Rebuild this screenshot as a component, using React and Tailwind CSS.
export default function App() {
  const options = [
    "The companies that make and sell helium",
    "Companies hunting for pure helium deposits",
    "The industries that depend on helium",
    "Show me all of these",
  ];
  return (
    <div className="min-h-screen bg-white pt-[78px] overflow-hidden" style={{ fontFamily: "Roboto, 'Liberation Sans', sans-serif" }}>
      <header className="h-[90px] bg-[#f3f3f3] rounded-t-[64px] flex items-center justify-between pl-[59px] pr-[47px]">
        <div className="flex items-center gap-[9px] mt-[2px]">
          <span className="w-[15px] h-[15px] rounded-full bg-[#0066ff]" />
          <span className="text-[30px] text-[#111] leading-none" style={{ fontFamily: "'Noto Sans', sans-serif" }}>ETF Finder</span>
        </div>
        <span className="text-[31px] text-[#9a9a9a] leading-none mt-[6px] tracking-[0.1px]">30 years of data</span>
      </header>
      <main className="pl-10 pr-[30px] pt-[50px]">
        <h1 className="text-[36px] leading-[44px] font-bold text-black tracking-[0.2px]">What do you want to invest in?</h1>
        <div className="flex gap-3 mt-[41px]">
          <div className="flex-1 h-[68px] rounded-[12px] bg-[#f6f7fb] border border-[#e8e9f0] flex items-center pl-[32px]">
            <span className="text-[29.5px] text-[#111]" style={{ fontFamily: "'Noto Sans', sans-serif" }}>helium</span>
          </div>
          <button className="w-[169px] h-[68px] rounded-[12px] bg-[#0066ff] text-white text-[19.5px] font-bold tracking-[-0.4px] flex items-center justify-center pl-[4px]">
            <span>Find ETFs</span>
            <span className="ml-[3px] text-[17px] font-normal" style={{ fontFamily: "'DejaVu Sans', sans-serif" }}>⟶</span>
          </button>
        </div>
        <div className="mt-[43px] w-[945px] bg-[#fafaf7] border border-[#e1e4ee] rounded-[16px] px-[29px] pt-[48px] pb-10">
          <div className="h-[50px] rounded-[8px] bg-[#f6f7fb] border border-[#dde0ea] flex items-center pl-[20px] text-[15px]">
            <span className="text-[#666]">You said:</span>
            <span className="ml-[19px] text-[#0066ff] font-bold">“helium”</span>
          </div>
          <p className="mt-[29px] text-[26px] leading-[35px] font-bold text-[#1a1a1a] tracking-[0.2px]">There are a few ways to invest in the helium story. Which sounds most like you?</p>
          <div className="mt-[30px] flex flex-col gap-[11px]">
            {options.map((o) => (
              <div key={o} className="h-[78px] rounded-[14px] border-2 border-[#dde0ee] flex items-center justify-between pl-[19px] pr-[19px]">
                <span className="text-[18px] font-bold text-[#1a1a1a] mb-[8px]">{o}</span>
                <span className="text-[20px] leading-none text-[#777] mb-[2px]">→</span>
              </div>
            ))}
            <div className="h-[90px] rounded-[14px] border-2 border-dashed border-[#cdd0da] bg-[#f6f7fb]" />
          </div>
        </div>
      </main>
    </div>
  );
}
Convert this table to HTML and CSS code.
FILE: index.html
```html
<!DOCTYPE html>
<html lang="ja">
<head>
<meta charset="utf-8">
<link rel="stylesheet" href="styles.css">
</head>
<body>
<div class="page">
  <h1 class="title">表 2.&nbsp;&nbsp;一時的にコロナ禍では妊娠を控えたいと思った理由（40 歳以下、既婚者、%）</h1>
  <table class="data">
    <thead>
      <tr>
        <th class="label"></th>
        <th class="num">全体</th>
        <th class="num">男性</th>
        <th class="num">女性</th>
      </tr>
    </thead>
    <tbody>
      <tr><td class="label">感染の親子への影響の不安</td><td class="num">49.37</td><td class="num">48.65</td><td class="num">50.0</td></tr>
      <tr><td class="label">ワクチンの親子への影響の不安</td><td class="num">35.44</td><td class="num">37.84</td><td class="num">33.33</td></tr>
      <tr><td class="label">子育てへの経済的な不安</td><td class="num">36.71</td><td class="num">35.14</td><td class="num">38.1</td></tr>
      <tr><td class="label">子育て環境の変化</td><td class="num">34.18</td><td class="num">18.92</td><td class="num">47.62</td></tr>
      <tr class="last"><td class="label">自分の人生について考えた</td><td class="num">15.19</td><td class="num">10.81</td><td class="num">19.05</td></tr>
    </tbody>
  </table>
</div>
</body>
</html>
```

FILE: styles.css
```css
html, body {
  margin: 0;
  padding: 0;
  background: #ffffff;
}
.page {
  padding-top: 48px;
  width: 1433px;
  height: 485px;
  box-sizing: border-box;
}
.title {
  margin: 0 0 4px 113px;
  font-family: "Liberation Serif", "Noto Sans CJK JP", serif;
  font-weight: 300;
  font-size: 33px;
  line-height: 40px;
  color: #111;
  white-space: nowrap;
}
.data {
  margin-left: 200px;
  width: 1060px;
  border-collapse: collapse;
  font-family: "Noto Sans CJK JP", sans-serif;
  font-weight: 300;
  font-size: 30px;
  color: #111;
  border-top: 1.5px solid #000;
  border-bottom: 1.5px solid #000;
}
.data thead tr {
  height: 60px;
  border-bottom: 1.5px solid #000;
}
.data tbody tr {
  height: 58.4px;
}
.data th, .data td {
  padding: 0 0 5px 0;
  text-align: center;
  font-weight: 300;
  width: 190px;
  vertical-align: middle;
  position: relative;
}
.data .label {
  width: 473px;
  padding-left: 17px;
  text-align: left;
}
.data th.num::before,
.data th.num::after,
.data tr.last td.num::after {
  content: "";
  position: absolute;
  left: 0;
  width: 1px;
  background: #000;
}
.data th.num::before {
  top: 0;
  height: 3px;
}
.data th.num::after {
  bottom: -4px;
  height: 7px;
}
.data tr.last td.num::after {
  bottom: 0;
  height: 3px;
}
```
--
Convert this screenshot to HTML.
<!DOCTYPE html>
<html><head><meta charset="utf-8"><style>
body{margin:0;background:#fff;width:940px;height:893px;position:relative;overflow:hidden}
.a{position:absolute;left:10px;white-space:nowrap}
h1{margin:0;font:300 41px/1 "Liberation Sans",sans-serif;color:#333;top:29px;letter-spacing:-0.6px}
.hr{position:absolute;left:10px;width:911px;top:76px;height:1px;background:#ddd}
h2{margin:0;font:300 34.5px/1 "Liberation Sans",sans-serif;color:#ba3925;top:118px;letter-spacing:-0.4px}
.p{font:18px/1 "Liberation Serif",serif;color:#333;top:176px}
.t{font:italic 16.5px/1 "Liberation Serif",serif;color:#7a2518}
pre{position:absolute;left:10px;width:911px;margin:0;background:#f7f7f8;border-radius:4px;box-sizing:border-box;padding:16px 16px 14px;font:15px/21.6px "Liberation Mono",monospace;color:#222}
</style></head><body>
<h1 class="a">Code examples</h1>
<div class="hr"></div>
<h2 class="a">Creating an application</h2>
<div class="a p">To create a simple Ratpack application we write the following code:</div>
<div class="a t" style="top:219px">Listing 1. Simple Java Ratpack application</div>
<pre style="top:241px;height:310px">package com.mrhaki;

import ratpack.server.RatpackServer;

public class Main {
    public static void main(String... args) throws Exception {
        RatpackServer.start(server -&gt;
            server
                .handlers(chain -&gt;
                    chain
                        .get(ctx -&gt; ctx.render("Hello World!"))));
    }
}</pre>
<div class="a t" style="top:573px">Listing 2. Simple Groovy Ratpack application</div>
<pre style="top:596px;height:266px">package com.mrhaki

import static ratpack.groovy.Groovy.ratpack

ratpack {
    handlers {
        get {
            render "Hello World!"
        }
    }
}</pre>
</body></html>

== Task instructions ==
Where a line contains "this", copy that line.

== Full solution ==
Rebuild this screenshot as a component, using React and Tailwind CSS.
Convert this table to HTML and CSS code.
Convert this screenshot to HTML.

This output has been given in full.